[start Provided data]

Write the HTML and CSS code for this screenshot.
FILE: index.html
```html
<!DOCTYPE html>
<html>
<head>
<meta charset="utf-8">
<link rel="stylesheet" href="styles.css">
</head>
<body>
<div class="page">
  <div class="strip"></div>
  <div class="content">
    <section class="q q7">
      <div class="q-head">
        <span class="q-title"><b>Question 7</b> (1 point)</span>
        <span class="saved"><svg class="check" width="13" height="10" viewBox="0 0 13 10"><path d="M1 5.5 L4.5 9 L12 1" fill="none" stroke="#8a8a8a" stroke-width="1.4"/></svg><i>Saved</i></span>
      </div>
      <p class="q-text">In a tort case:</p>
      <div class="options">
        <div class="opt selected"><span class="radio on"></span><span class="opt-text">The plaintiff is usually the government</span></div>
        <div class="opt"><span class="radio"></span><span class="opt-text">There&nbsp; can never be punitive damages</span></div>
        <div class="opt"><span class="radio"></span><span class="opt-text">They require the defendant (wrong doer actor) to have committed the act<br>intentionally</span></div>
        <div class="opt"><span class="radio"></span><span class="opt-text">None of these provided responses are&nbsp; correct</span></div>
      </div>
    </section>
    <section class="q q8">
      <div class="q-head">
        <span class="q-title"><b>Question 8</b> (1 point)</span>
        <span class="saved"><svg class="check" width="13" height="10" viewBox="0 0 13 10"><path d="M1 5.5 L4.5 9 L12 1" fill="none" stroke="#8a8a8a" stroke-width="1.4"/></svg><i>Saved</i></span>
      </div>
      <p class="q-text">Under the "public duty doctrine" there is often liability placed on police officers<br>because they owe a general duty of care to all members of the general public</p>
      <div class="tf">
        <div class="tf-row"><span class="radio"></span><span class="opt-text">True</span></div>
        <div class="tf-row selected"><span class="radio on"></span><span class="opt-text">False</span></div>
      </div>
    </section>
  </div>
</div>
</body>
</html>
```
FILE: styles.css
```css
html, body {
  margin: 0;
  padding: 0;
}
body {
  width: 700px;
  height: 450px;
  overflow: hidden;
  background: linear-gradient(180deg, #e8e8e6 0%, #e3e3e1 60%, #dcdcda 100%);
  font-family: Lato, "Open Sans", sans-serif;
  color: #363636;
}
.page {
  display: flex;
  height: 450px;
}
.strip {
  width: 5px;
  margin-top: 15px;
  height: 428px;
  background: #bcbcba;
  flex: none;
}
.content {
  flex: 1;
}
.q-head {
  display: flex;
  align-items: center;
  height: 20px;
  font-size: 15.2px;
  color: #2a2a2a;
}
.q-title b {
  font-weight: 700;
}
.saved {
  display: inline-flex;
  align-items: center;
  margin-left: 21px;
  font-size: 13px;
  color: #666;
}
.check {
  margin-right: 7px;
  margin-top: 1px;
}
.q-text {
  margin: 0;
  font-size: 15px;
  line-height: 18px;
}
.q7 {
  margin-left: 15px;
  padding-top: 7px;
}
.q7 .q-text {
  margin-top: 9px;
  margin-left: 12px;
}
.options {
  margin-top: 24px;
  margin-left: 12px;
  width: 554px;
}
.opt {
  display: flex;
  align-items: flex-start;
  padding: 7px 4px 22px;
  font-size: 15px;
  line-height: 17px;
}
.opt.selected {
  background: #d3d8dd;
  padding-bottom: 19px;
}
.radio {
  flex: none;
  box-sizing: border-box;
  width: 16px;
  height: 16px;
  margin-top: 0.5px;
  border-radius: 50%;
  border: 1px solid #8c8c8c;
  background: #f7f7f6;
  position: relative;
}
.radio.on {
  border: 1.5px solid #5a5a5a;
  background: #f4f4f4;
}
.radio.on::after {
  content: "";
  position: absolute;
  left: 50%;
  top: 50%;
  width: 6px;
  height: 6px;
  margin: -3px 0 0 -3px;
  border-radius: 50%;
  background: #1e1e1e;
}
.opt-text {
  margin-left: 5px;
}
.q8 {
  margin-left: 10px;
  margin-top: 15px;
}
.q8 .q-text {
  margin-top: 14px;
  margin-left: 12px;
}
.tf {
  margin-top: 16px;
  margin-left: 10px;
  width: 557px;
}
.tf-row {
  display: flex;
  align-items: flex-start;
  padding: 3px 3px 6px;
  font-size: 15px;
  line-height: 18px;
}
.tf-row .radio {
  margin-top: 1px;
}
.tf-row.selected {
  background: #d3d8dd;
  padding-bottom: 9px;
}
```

[end Provided data]
[start Provided data]

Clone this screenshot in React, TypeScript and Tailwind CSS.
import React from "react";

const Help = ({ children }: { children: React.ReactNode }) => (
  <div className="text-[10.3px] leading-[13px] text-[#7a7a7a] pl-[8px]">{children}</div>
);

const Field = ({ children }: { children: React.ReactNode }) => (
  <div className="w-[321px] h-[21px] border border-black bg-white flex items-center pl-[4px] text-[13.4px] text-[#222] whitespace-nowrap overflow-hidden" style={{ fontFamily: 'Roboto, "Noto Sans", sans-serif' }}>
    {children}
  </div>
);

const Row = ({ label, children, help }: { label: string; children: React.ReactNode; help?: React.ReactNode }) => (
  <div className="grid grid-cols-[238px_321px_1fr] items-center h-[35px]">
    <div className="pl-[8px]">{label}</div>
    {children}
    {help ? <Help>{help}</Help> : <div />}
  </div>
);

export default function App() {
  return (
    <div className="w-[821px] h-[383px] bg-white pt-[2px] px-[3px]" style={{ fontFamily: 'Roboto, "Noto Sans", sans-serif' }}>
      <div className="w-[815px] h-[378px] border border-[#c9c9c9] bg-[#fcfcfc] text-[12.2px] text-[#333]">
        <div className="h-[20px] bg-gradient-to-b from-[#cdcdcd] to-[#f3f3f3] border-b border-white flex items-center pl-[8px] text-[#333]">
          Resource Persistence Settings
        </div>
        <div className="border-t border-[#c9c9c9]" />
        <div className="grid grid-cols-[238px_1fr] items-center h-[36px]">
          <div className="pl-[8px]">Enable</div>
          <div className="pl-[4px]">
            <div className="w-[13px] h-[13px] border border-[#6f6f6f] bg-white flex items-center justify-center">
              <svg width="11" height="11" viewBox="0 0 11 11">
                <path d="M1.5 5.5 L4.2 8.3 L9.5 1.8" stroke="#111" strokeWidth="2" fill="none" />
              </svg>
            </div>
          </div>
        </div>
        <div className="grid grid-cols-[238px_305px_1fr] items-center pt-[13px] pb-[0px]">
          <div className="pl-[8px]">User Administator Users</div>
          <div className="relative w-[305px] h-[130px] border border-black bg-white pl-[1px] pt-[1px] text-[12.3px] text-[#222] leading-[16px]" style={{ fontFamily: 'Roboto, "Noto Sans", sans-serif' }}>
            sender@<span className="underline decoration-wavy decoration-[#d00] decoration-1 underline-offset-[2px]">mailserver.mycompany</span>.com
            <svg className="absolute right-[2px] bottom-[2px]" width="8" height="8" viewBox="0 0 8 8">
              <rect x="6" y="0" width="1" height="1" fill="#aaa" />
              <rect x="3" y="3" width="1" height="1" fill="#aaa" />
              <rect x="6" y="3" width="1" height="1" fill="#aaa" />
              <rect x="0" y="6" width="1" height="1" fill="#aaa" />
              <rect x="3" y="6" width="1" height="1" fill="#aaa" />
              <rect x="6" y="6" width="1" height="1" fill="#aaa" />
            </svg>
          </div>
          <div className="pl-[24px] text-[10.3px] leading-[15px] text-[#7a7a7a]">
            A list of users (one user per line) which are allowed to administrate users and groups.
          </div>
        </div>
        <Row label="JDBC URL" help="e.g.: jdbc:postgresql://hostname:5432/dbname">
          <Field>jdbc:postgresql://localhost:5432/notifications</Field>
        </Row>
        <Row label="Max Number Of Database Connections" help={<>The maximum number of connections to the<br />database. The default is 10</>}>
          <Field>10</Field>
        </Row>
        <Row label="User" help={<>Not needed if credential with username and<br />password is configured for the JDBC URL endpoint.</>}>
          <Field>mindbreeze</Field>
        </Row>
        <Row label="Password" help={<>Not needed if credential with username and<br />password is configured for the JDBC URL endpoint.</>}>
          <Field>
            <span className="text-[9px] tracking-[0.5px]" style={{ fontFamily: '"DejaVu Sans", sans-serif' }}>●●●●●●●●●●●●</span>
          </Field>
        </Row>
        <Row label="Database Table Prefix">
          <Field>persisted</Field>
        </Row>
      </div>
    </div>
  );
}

[end Provided data]
[start Provided data]

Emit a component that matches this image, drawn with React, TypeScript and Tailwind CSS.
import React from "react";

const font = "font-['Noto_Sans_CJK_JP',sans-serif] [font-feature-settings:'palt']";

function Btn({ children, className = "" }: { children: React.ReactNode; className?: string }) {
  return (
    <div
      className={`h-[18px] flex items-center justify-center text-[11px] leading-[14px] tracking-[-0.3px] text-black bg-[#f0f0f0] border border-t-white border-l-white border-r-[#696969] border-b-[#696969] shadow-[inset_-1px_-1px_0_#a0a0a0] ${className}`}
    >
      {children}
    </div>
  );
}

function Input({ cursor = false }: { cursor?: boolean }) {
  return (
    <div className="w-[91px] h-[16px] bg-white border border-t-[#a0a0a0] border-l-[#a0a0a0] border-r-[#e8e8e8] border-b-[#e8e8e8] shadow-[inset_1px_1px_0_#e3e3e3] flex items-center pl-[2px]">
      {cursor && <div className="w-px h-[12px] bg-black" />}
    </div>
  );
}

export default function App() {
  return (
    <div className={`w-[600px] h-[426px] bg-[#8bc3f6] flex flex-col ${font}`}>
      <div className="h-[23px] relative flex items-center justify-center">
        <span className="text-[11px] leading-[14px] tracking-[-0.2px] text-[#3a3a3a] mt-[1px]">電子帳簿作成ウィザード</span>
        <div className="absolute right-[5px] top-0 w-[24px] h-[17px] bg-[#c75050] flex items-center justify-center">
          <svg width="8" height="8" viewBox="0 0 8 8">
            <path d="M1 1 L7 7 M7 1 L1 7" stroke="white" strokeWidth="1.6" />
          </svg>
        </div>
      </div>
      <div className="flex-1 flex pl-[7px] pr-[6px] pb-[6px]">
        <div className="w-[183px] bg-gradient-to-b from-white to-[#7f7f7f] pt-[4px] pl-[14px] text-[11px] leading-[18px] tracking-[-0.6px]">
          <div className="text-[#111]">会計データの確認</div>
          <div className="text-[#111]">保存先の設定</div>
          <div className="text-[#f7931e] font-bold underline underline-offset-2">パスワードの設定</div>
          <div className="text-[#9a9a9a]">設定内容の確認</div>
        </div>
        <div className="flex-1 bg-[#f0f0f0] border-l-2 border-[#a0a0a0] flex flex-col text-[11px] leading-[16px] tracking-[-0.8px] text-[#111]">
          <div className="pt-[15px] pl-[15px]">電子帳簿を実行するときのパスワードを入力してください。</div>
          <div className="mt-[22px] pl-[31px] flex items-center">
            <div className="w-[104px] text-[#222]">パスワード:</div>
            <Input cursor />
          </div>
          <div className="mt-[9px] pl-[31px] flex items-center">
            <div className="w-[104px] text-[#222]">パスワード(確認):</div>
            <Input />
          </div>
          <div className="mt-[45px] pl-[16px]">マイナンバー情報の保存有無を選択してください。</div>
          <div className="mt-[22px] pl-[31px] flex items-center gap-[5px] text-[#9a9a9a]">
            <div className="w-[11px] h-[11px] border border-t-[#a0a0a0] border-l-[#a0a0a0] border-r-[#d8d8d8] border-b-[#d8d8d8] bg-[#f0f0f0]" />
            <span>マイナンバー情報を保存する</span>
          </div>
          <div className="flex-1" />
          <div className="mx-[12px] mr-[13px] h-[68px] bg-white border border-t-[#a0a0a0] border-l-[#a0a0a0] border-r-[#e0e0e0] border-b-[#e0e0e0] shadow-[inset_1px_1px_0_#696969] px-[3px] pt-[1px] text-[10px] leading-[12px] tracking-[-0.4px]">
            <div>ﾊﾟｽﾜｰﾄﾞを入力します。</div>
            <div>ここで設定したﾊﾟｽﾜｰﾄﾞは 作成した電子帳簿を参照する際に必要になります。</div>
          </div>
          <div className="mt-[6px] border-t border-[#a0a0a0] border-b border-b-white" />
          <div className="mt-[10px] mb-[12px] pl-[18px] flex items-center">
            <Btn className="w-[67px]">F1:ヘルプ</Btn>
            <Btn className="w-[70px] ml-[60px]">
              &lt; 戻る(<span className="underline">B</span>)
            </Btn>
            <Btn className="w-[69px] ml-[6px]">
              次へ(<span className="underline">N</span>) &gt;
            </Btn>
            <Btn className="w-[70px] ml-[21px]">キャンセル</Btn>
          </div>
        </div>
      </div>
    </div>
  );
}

[end Provided data]

Stated goal:
Where a line above includes "this", copy that line.

Solution to the problem:
Write the HTML and CSS code for this screenshot.
Clone this screenshot in React, TypeScript and Tailwind CSS.
Emit a component that matches this image, drawn with React, TypeScript and Tailwind CSS.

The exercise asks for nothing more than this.